Botschafter: Auf atomare Abrüstung hinarbeiten
Das kommunistisch Nordkorea ist international weitgehend isoliert. Das Land unterliegt wegen seines Raketen- und Atomwaffenprogramms seit 2006 UN-Sanktionen, die bis 2017 drei Mal verschärft wurden. Die USA, die EU und einige Partnerländer baten China am Freitag in einem gemeinsamen Brief um "Hilfe", Nordkorea am Umgehen der UN-Sanktionen zu hindern.
In ihrem Brief an den chinesischen Botschafter Zhang Jun äußerten sie sich "besorgt", dass von den Sanktionen betroffene Erdölfrachter immer wieder in chinesischen Gewässern gesichtet würden. China müsse diese Schiffe inspizieren und umgehend ausweisen. Das Schreiben wurde von den Botschaftern Deutschlands, Frankreichs, Italiens, der EU, Großbritanniens, der USA, Kanadas, Australiens, Neuseelands, Japans und Südkoreas unterzeichnet.

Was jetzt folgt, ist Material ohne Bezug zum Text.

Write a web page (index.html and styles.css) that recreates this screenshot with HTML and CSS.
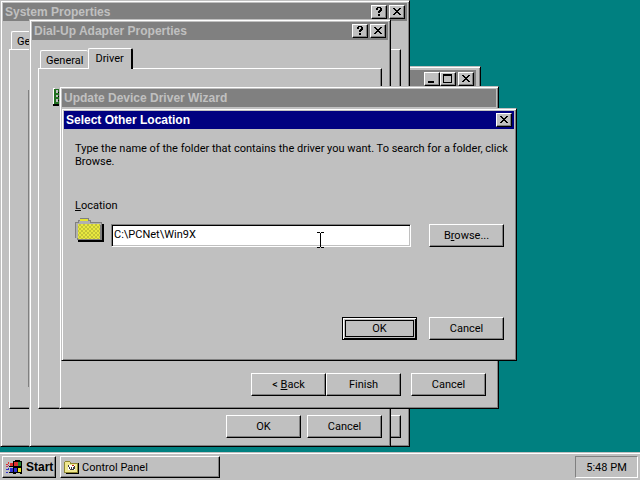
FILE: index.html
```html
<!DOCTYPE html>
<html lang="en">
<head>
  <meta charset="UTF-8">
  <meta name="viewport" content="width=device-width, initial-scale=1.0">
  <title>Desktop</title>
  <link rel="stylesheet" href="styles.css">
</head>
<body>
  <svg class="symbols" aria-hidden="true">
    <symbol id="close" viewBox="0 0 12 10"><path d="M2 1h2v1h1v1h2v-1h1v-1h2v1h-1v1h-1v1h-1v1h1v1h1v1h1v1h-2v-1h-1v-1h-2v1h-1v1h-2v-1h1v-1h1v-1h1v-1h-1v-1h-1v-1h-1z"/></symbol>
    <symbol id="help" viewBox="0 0 12 10"><path d="M4 0h4v1h1v3h-1v1h-1v1h-2v-2h1v-1h1v-2h-2v2h-2v-2h1zM5 7h2v2h-2z"/></symbol>
    <symbol id="minimize" viewBox="0 0 12 10"><path d="M2 7h6v2h-6z"/></symbol>
    <symbol id="maximize" viewBox="0 0 12 10"><path fill-rule="evenodd" d="M1 0h9v9h-9zM2 2v6h7v-6z"/></symbol>
  </svg>

  <main class="desktop">
    <!-- Control Panel -->
    <section class="window control-panel">
      <header class="title-bar inactive">
        <span class="title"></span>
        <button class="title-btn" aria-label="Minimize"><svg><use href="#minimize"/></svg></button>
        <button class="title-btn" aria-label="Maximize"><svg><use href="#maximize"/></svg></button>
        <button class="title-btn close-btn" aria-label="Close"><svg><use href="#close"/></svg></button>
      </header>
    </section>

    <!-- System Properties -->
    <section class="window system">
      <header class="title-bar inactive">
        <span class="title">System Properties</span>
        <button class="title-btn" aria-label="Help"><svg><use href="#help"/></svg></button>
        <button class="title-btn close-btn" aria-label="Close"><svg><use href="#close"/></svg></button>
      </header>
      <div class="sheet-body">
        <div class="tabs"><button class="tab">General</button></div>
        <div class="sheet"><div class="device-list"></div></div>
        <div class="buttons"><button class="btn" aria-label="Cancel"></button></div>
      </div>
    </section>

    <!-- Dial-Up Adapter Properties -->
    <section class="window adapter">
      <header class="title-bar inactive">
        <span class="title">Dial-Up Adapter Properties</span>
        <button class="title-btn" aria-label="Help"><svg><use href="#help"/></svg></button>
        <button class="title-btn close-btn" aria-label="Close"><svg><use href="#close"/></svg></button>
      </header>
      <div class="sheet-body">
        <div class="tabs">
          <button class="tab">General</button>
          <button class="tab selected">Driver</button>
        </div>
        <div class="sheet">
          <svg class="card-icon" viewBox="0 0 20 18" width="20" height="18">
            <path fill="#fff" d="M0 0h2v16h-2z"/>
            <path fill="#207020" d="M1 1h19v15h-19z"/>
            <path fill="#c0c0c0" d="M3 2h2v3h-2zM3 7h2v2h-2zM3 11h2v3h-2z"/>
            <path d="M0 16h20v2h-20zM5 4h2v1h-2zM5 8h2v1h-2zM5 12h2v1h-2z"/>
          </svg>
        </div>
        <div class="buttons">
          <button class="btn">OK</button>
          <button class="btn">Cancel</button>
        </div>
      </div>
    </section>

    <!-- Update Device Driver Wizard -->
    <section class="window wizard">
      <header class="title-bar inactive">
        <span class="title">Update Device Driver Wizard</span>
      </header>
      <div class="buttons wizard-buttons">
        <div class="nav">
          <button class="btn">&lt; <u>B</u>ack</button>
          <button class="btn">Finish</button>
        </div>
        <button class="btn">Cancel</button>
      </div>
    </section>

    <!-- Select Other Location -->
    <section class="window location">
      <header class="title-bar">
        <span class="title">Select Other Location</span>
        <button class="title-btn" aria-label="Close"><svg><use href="#close"/></svg></button>
      </header>
      <form class="location-form">
        <p>Type the name of the folder that contains the driver you want. To search for a folder, click Browse.</p>
        <label for="path"><u>L</u>ocation</label>
        <div class="path-row">
          <svg class="folder" viewBox="0 0 30 27" width="30" height="27" shape-rendering="crispEdges">
            <defs>
              <pattern id="dither" width="4" height="4" patternUnits="userSpaceOnUse">
                <path fill="#e8e840" d="M0 0h4v4h-4z"/>
                <path fill="#c4c438" d="M0 0h2v2h-2zM2 2h2v2h-2z"/>
              </pattern>
            </defs>
            <path d="M3 8h26v18h-26z"/>
            <path fill="#808080" d="M0 6h3v-2h2v-2h9v2h2v2h11v18h-25v-2h-2z"/>
            <path fill="#b0b0b0" d="M1 7h3v-2h2v-2h7v2h2v2h11v2h-23v13h-2z"/>
            <path fill="#e4e430" d="M5 3h8v2h-8z"/>
            <path fill="url(#dither)" d="M3 8h22v15h-22z"/>
          </svg>
          <div class="path-field">
            <input type="text" id="path" value="C:\PCNet\Win9X">
            <svg class="cursor" viewBox="0 0 7 16" width="7" height="16"><path d="M0 0h3v1h1v-1h3v1h-3v14h3v1h-3v-1h-1v1h-3v-1h3v-14h-3z"/></svg>
          </div>
          <button type="button" class="btn">B<u>r</u>owse...</button>
        </div>
        <div class="buttons">
          <button type="button" class="btn default"><span>OK</span></button>
          <button type="button" class="btn">Cancel</button>
        </div>
      </form>
    </section>
  </main>

  <footer class="taskbar">
    <button class="task start">
      <svg viewBox="0 0 17 15" width="17" height="15" shape-rendering="crispEdges">
        <path d="M7 1h2v-1h5v1h2v13h-2v-1h-4v1h-3z"/>
        <path fill="#e03030" d="M8 2h4v4h-4zM4 3h3v3h-3zM2 2h1v2h-1zM0 4h2v1h-2z"/>
        <path fill="#208030" d="M12 2h3v4h-3z"/>
        <path fill="#3030d0" d="M8 8h3v4h-3zM4 8h3v4h-3zM2 8h1v2h-1zM0 9h2v1h-2zM0 12h2v1h-2z"/>
        <path fill="#e8e020" d="M12 8h3v4h-3z"/>
        <path fill="#c03060" d="M2 5h1v1h-1zM0 6h2v1h-2z"/>
        <path d="M3 6h4v1h-4zM3 12h4v1h-4z"/>
      </svg>
      Start
    </button>
    <button class="task program">
      <svg viewBox="0 0 15 14" width="15" height="14" shape-rendering="crispEdges">
        <path d="M2 3h13v11h-13z"/>
        <path fill="#908830" d="M0 2h1v-1h5v1h1v1h7v10h-14z"/>
        <path fill="#f0e890" d="M1 2h5v2h7v8h-12z"/>
        <path fill="#fff" d="M4 5h7v5h-7z"/>
        <path fill="#404040" d="M4 5h1v2h1v2h1v-2h1v2h1v-2h1v-1h1v3h-1v1h-4v-1h-1v-2h-1z"/>
        <path fill="#c02020" d="M8 5h2v1h-2z"/>
      </svg>
      Control Panel
    </button>
    <time class="clock">5:48 PM</time>
  </footer>
</body>
</html>
```

FILE: styles.css
```css
* {
  box-sizing: border-box;
}
body {
  display: flex;
  flex-direction: column;
  height: 100vh;
  margin: 0;
  overflow: hidden;
  background: #008080;
  font: 11px/13px Roboto, Arial, sans-serif;
  color: #000;
}
button, input {
  font: inherit;
  color: inherit;
}
.symbols {
  position: absolute;
  width: 0;
  height: 0;
}
.desktop {
  position: relative;
  flex: 1;
}

/* windows */
.window {
  position: absolute;
  display: flex;
  flex-direction: column;
  padding: 1px;
  background: #c0c0c0;
  border: 1px solid;
  border-color: #c0c0c0 #000 #000 #c0c0c0;
  box-shadow: inset 1px 1px #fff, inset -1px -1px #808080;
}
.title-bar {
  display: flex;
  align-items: center;
  flex: none;
  height: 18px;
  margin: 1px;
  padding: 0 2px;
  background: #000080;
  color: #fff;
  font: bold 12px/14px "Liberation Sans", Arial, sans-serif;
}
.inactive {
  background: #808080;
  color: #c0c0c0;
}
.title {
  flex: 1;
  white-space: nowrap;
}
.title-btn {
  width: 16px;
  height: 14px;
  padding: 1px;
  background: #c0c0c0;
  border: 1px solid;
  border-color: #fff #000 #000 #fff;
  box-shadow: inset -1px -1px #808080;
}
.title-btn svg {
  display: block;
  width: 12px;
  height: 10px;
  fill: #000;
}
.close-btn {
  margin-left: 2px;
}
.control-panel {
  left: 200px;
  top: 66px;
  width: 281px;
  height: 200px;
  padding: 2px 3px;
}
.system {
  left: 0;
  top: 0;
  width: 410px;
  height: 447px;
}
.adapter {
  left: 29px;
  top: 19px;
  width: 362px;
  height: 428px;
}
.wizard {
  left: 59px;
  top: 86px;
  width: 440px;
  height: 323px;
}
.location {
  left: 61px;
  top: 108px;
  width: 456px;
  height: 253px;
}

/* property sheets */
.sheet-body {
  display: flex;
  flex-direction: column;
  flex: 1;
  padding: 7px;
}
.tabs {
  display: flex;
  align-items: flex-end;
  height: 20px;
  padding-left: 2px;
}
.tab {
  height: 18px;
  padding: 1px 5px 0;
  background: #c0c0c0;
  border: 1px solid #fff;
  border-right: 0;
  border-bottom: 0;
  border-radius: 2px 2px 0 0;
}
.tab.selected {
  z-index: 1;
  height: 21px;
  margin-bottom: -1px;
  padding: 0 7px 2px 6px;
  border-right: 2px solid #000;
}
.sheet {
  flex: 1;
  padding: 19px 14px;
  border: 1px solid;
  border-color: #fff #000 #000 #fff;
  box-shadow: inset -1px -1px #808080;
}
.system .sheet {
  padding: 40px 18px 20px;
}
.device-list {
  height: 100%;
  border: 1px solid #808080;
  border-bottom-color: #fff;
}
.buttons {
  display: flex;
  justify-content: flex-end;
  gap: 6px;
  margin-top: 6px;
}
.btn {
  width: 75px;
  height: 23px;
  padding: 0;
  background: #c0c0c0;
  border: 1px solid;
  border-color: #fff #000 #000 #fff;
  box-shadow: inset -1px -1px #808080;
}
.wizard-buttons {
  gap: 10px;
  margin: auto 11px 11px;
}
.nav {
  display: flex;
}

/* location dialog */
.location-form {
  display: flex;
  flex-direction: column;
  flex: 1;
  padding: 12px 11px 19px 12px;
}
.location-form p {
  margin: 0 -11px 31px 0;
}
.path-row {
  display: flex;
  gap: 18px;
  align-items: flex-end;
  margin-top: 4px;
}
.folder {
  margin: 0 -12px 4px 0;
}
.path-field {
  position: relative;
  flex: 1;
}
.path-field input {
  display: block;
  width: 100%;
  height: 23px;
  padding: 0 2px 2px;
  background: #fff;
  border: 1px solid;
  border-color: #808080 #fff #fff #808080;
  box-shadow: inset 1px 1px #000, inset -1px -1px #c0c0c0;
}
.cursor {
  position: absolute;
  left: 206px;
  top: 8px;
}
.location-form .buttons {
  gap: 12px;
  margin-top: auto;
}
.default {
  padding: 2px;
  border-color: #000;
  box-shadow: inset 1px 1px #fff, inset -1px -1px #000;
}
.default span {
  display: block;
  height: 17px;
  border: 1px solid #000;
  line-height: 15px;
}

/* taskbar */
.taskbar {
  display: flex;
  gap: 4px;
  align-items: flex-start;
  height: 28px;
  padding: 4px 2px 0;
  background: #c0c0c0;
  box-shadow: inset 0 1px #c0c0c0, inset 0 2px #fff;
}
.task {
  display: flex;
  align-items: center;
  gap: 3px;
  height: 22px;
  padding: 0 3px;
  background: #c0c0c0;
  border: 1px solid;
  border-color: #fff #000 #000 #fff;
  box-shadow: inset -1px -1px #808080;
  white-space: nowrap;
}
.start {
  width: 54px;
  font: bold 12px/14px "Liberation Sans", Arial, sans-serif;
}
.start svg {
  flex: none;
}
.program {
  width: 160px;
}
.clock {
  width: 63px;
  margin-left: auto;
  padding: 4px 0 3px;
  border: 1px solid;
  border-color: #808080 #fff #fff #808080;
  text-align: center;
}
```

Beigefügt wurden Satellitenbilder, die nach Angaben der Botschafter zeigen, dass "diese Praktiken in Chinas Hoheitsgebiet" 2022 und 2023 angedauert hätten. Die Botschafter forderten Peking nun auf, "eine starke und einige Botschaft auszusenden, dass Nordkorea von Provokationen absehen, seine Verpflichtungen einhalten soll". Das Land müsse auf eine vollkommene, nachprüfbare und irreversible atomare Abrüstung der koreanischen Halbinsel" hinarbeiten.